## Exercise aim
An exact copy of all the data is required, with pictures left out.
■ ■ ■ ■ ■
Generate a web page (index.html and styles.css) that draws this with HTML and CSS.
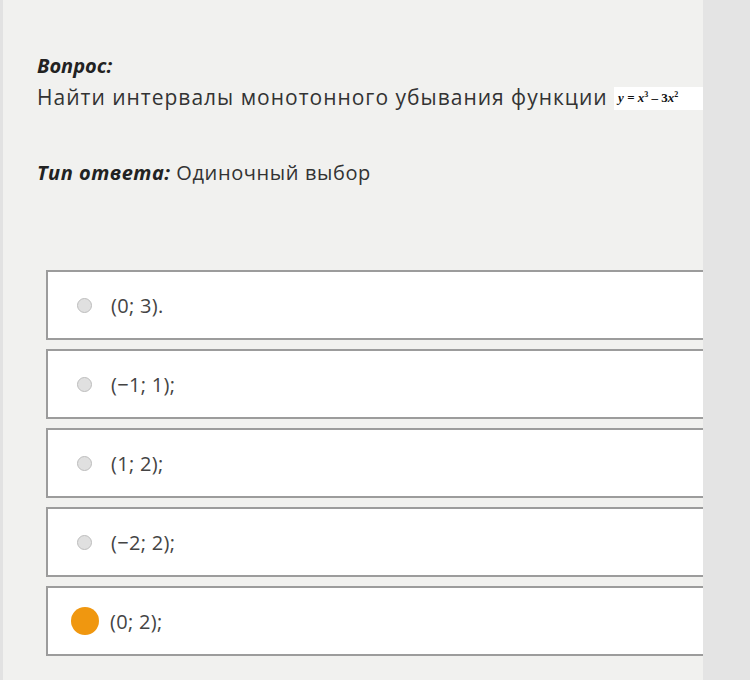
FILE: index.html
```html
<!doctype html>
<html>

<head>
  <title>Вопрос</title>
  <link rel="stylesheet" href="styles.css">
</head>

<body>
  <div class="page">
    <div class="edge"></div>
    <div class="panel">
      <div class="label">Вопрос:</div>
      <div class="question">Найти интервалы монотонного убывания функции <span class="formula"><i>y</i> = <i>x</i><sup>3</sup> – 3<i>x</i><sup>2</sup></span></div>

      <div class="answer-type"><span class="label">Тип ответа:</span> Одиночный выбор</div>

      <div class="options">
        <div class="option"><span class="radio"></span>(0; 3).</div>
        <div class="option"><span class="radio"></span>(−1; 1);</div>
        <div class="option"><span class="radio"></span>(1; 2);</div>
        <div class="option"><span class="radio"></span>(−2; 2);</div>
        <div class="option"><span class="radio checked"></span>(0; 2);</div>
      </div>
    </div>
  </div>
</body>

</html>
```

FILE: styles.css
```css
html, body{
  margin:0;
  height:100%;
}
body{
  background:#e4e4e4;
  font-family:"Open Sans", sans-serif;
  color:#333;
}
.page{
  display:flex;
  height:680px;
}
.edge{
  width:3px;
  background:#e2e2e2;
}
.panel{
  width:700px;
  background:#f1f1ef;
  padding:52px 0 0 34px;
  box-sizing:border-box;
  overflow:hidden;
}
.label{
  font-weight:bold;
  font-style:italic;
  color:#222;
  font-size:20px;
}
.question{
  font-size:21px;
  letter-spacing:1px;
  margin-top:4px;
  white-space:nowrap;
}
.formula{
  display:inline-block;
  background:#fff;
  font-family:"Liberation Serif", serif;
  font-weight:bold;
  font-size:13px;
  letter-spacing:0;
  color:#111;
  padding:3px 40px 4px 4px;
  margin-left:0;
  vertical-align:3px;
}
.formula sup{
  font-size:8px;
}
.answer-type{
  font-size:20px;
  letter-spacing:0.6px;
  margin-top:48px;
}
.answer-type .label{
  letter-spacing:0.5px;
}
.options{
  margin:84px 0 0 9px;
  width:680px;
  display:flex;
  flex-direction:column;
  gap:9px;
}
.option{
  height:66px;
  background:#fff;
  border:2px solid #9c9c9c;
  display:flex;
  align-items:center;
  font-size:20px;
  letter-spacing:0.3px;
  color:#444;
}
.radio{
  width:13px;
  height:13px;
  border-radius:50%;
  background:#e0e0e0;
  border:1px solid #bdbdbd;
  margin:0 19px 0 29px;
  flex:none;
}
.radio.checked{
  width:28px;
  height:28px;
  border:none;
  background:#f0970f;
  margin:0 11px 0 23px;
}
```
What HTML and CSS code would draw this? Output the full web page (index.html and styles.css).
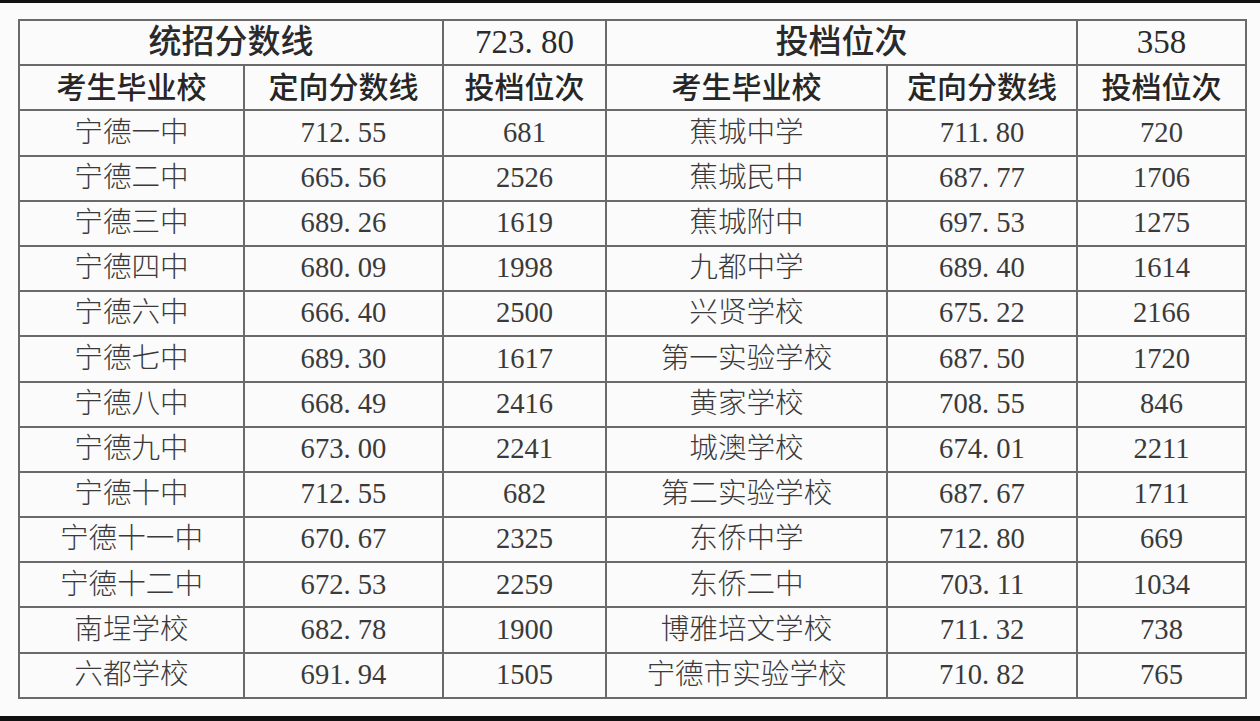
■ ■ ■ ■ ■
## Completed task
Generate a web page (index.html and styles.css) that draws this with HTML and CSS.
FILE: index.html
```html
<!doctype html>
<html>

<head>
  <title>Вопрос</title>
  <link rel="stylesheet" href="styles.css">
</head>

<body>
  <div class="page">
    <div class="edge"></div>
    <div class="panel">
      <div class="label">Вопрос:</div>
      <div class="question">Найти интервалы монотонного убывания функции <span class="formula"><i>y</i> = <i>x</i><sup>3</sup> – 3<i>x</i><sup>2</sup></span></div>

      <div class="answer-type"><span class="label">Тип ответа:</span> Одиночный выбор</div>

      <div class="options">
        <div class="option"><span class="radio"></span>(0; 3).</div>
        <div class="option"><span class="radio"></span>(−1; 1);</div>
        <div class="option"><span class="radio"></span>(1; 2);</div>
        <div class="option"><span class="radio"></span>(−2; 2);</div>
        <div class="option"><span class="radio checked"></span>(0; 2);</div>
      </div>
    </div>
  </div>
</body>

</html>
```

FILE: styles.css
```css
html, body{
  margin:0;
  height:100%;
}
body{
  background:#e4e4e4;
  font-family:"Open Sans", sans-serif;
  color:#333;
}
.page{
  display:flex;
  height:680px;
}
.edge{
  width:3px;
  background:#e2e2e2;
}
.panel{
  width:700px;
  background:#f1f1ef;
  padding:52px 0 0 34px;
  box-sizing:border-box;
  overflow:hidden;
}
.label{
  font-weight:bold;
  font-style:italic;
  color:#222;
  font-size:20px;
}
.question{
  font-size:21px;
  letter-spacing:1px;
  margin-top:4px;
  white-space:nowrap;
}
.formula{
  display:inline-block;
  background:#fff;
  font-family:"Liberation Serif", serif;
  font-weight:bold;
  font-size:13px;
  letter-spacing:0;
  color:#111;
  padding:3px 40px 4px 4px;
  margin-left:0;
  vertical-align:3px;
}
.formula sup{
  font-size:8px;
}
.answer-type{
  font-size:20px;
  letter-spacing:0.6px;
  margin-top:48px;
}
.answer-type .label{
  letter-spacing:0.5px;
}
.options{
  margin:84px 0 0 9px;
  width:680px;
  display:flex;
  flex-direction:column;
  gap:9px;
}
.option{
  height:66px;
  background:#fff;
  border:2px solid #9c9c9c;
  display:flex;
  align-items:center;
  font-size:20px;
  letter-spacing:0.3px;
  color:#444;
}
.radio{
  width:13px;
  height:13px;
  border-radius:50%;
  background:#e0e0e0;
  border:1px solid #bdbdbd;
  margin:0 19px 0 29px;
  flex:none;
}
.radio.checked{
  width:28px;
  height:28px;
  border:none;
  background:#f0970f;
  margin:0 11px 0 23px;
}
```
What HTML and CSS code would draw this? Output the full web page (index.html and styles.css).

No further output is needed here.